What is needed —
Single out each line with the word "this" and copy it.

Data lines —
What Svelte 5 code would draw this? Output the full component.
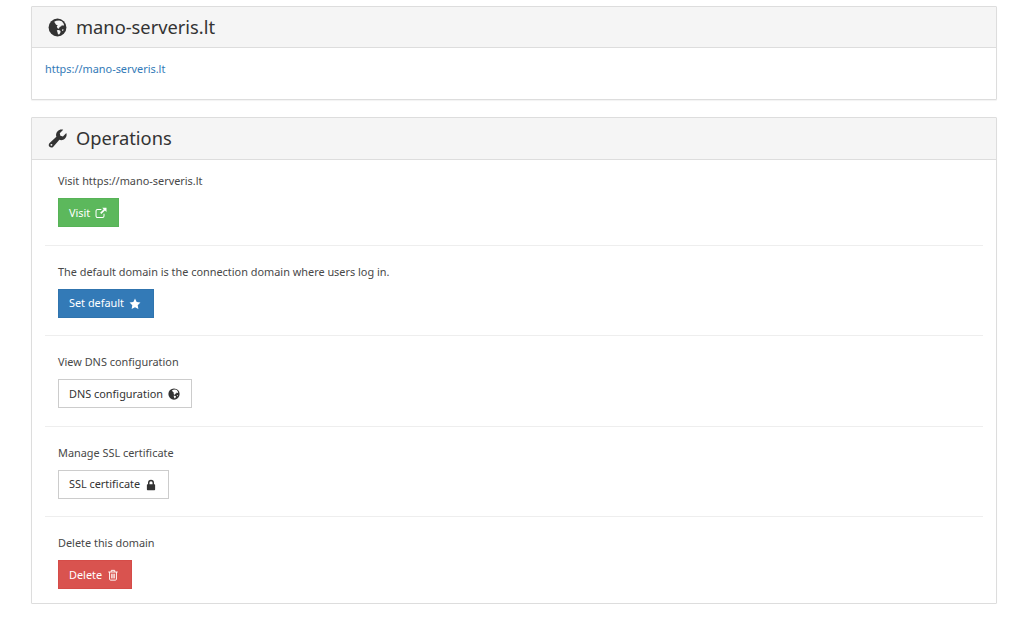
<script>
  const globe = "M8 0.500a7.500 7.500 0 1 0 0 15a7.500 7.500 0 0 0 0-15z";
</script>

{#snippet globeIcon(cls)}
  <svg class={cls} viewBox="0 0 16 16" aria-hidden="true">
    <path fill="currentColor" d={globe} />
    <path class="land" d="M5.200 3.200 7 2.300 9.400 2 11.600 2.700 13 4.400 13.600 6.200 12.400 6.600 11.800 5.800 11.200 7 9.800 7.600 9.200 9 8 8.600 7.400 7.200 8.200 6.200 6.800 5.600 6 4.400zM7.400 10.400 9.200 10.200 10.600 11 10.400 12.400 9.400 13.800 8.400 13.600 8 12zM12 9.400 13.200 9.600 12.600 11 11.800 10.600z" />
  </svg>
{/snippet}

<div class="page">
  <section class="panel">
    <header class="heading">
      {@render globeIcon("head-icon")}
      <h2>mano-serveris.lt</h2>
    </header>
    <div class="body first">
      <a href="#top">https://mano-serveris.lt</a>
    </div>
  </section>

  <section class="panel">
    <header class="heading tall">
      <svg class="head-icon wrench" viewBox="0 0 20 20" aria-hidden="true">
        <path fill="currentColor" d="M19.300 4.200c.7 2.100.2 4.300-1.400 5.900-1.600 1.600-3.900 2-5.900 1.300L5.600 18.600c-1.100 1.200-2.900 1.200-4 .1s-1.100-2.900.1-4L8.800 8.200C8.100 6.200 8.500 3.900 10.100 2.300 11.700.7 14 .2 16 .9L12.400 4.500l.6 2.700 2.700.6z" />
        <circle cx="3.600" cy="16.700" r="1" fill="#f5f5f5" />
      </svg>
      <h2>Operations</h2>
    </header>
    <div class="ops">
      <div class="op">
        <p>Visit https://mano-serveris.lt</p>
        <button class="btn green">Visit
          <svg viewBox="0 0 14 14" aria-hidden="true">
            <path fill="none" stroke="currentColor" stroke-width="1.200" d="M10.500 7.800v2.700a1.700 1.700 0 0 1-1.700 1.700H2.900a1.700 1.700 0 0 1-1.700-1.700V4.600a1.700 1.700 0 0 1 1.700-1.700h4.500" />
            <path fill="currentColor" d="M8.400.8H13.400V5.800L11.600 4 7.400 8.200 6 6.800 10.200 2.600z" />
          </svg>
        </button>
      </div>
      <div class="op">
        <p>The default domain is the connection domain where users log in.</p>
        <button class="btn blue">Set default
          <svg viewBox="0 0 14 14" aria-hidden="true">
            <path fill="currentColor" d="M7 .7l1.950 4 4.400.6-3.200 3.100.78 4.400L7 10.700l-3.930 2.100.78-4.400-3.200-3.100 4.400-.6z" />
          </svg>
        </button>
      </div>
      <div class="op">
        <p>View DNS configuration</p>
        <button class="btn plain">DNS configuration
          {@render globeIcon("")}
        </button>
      </div>
      <div class="op">
        <p>Manage SSL certificate</p>
        <button class="btn plain">SSL certificate
          <svg viewBox="0 0 14 14" aria-hidden="true">
            <path fill="currentColor" fill-rule="evenodd" d="M3.500 6V4.300a3.500 3.500 0 0 1 7 0V6h.5a.8.8 0 0 1 .8.8v5.400a.8.8 0 0 1-.8.8H3a.8.8 0 0 1-.8-.8V6.800A.8.8 0 0 1 3 6zM5.200 6h3.600V4.300a1.800 1.800 0 0 0-3.600 0z" />
          </svg>
        </button>
      </div>
      <div class="op">
        <p>Delete this domain</p>
        <button class="btn red">Delete
          <svg viewBox="0 0 14 14" aria-hidden="true">
            <path fill="none" stroke="currentColor" stroke-width="1.100" d="M1.500 3.500h11M3 3.500v8.300a1.200 1.200 0 0 0 1.200 1.200h5.600a1.200 1.200 0 0 0 1.200-1.200V3.500M5 3.300V1.600h4v1.700M5.500 5.500v5.500M7 5.500v5.500M8.500 5.500v5.500" />
          </svg>
        </button>
      </div>
    </div>
  </section>
</div>

<style>
  :global(body) {
    margin: 0;
    background: #fff;
    font-family: "Noto Sans", "Open Sans", sans-serif;
    font-size: 10.900px;
    color: #484848;
  }
  .page {
    padding: 6px 27px 0 31px;
    display: flex;
    flex-direction: column;
    gap: 17px;
  }
  .panel {
    border: 1px solid #ddd;
    border-radius: 1px;
    box-shadow: 0 1px 1px rgba(0, 0, 0, 0.05);
    background: #fff;
  }
  .heading {
    height: 41px;
    box-sizing: border-box;
    display: flex;
    align-items: center;
    gap: 9px;
    padding-left: 16px;
    background: #f5f5f5;
    border-bottom: 1px solid #ddd;
    color: #333;
  }
  .heading.tall {
    height: 42px;
  }
  h2 {
    margin: 0;
    font-size: 18.300px;
    font-weight: 400;
    line-height: 1;
  }
  .head-icon {
    width: 19px;
    height: 19px;
    flex: none;
  }
  .land {
    fill: #f5f5f5;
  }
  .body.first {
    height: 51px;
    box-sizing: border-box;
    padding: 13px 13px 0;
  }
  a {
    color: #337ab7;
    text-decoration: none;
  }
  .ops {
    padding: 0 13px;
  }
  .op {
    padding: 17px 13px 17.600px;
    border-bottom: 1px solid #eee;
  }
  .op:first-child {
    padding-top: 12px;
  }
  .op:last-child {
    border-bottom: 0;
    padding-bottom: 14px;
  }
  p {
    margin: 0 0 9px;
    line-height: 17px;
  }
  .btn {
    display: inline-flex;
    align-items: center;
    gap: 5px;
    height: 29px;
    box-sizing: border-box;
    padding: 1px 11px 0 10px;
    border: 1px solid transparent;
    border-radius: 0;
    font: inherit;
    line-height: 1;
    vertical-align: top;
  }
  .btn svg {
    width: 12px;
    height: 12px;
    flex: none;
  }
  .btn :global(.land) {
    fill: #fff;
  }
  .green {
    background: #5cb85c;
    border-color: #57b357;
    color: #fff;
  }
  .blue {
    background: #337ab7;
    border-color: #3074ae;
    color: #fff;
    padding-right: 12px;
  }
  .plain {
    background: #fff;
    border-color: #ccc;
    color: #333;
  }
  .red {
    background: #d9534f;
    border-color: #d54c48;
    color: #fff;
    padding-right: 12px;
  }
</style>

Result of the exercise —
What Svelte 5 code would draw this? Output the full component.
        <p>Delete this domain</p>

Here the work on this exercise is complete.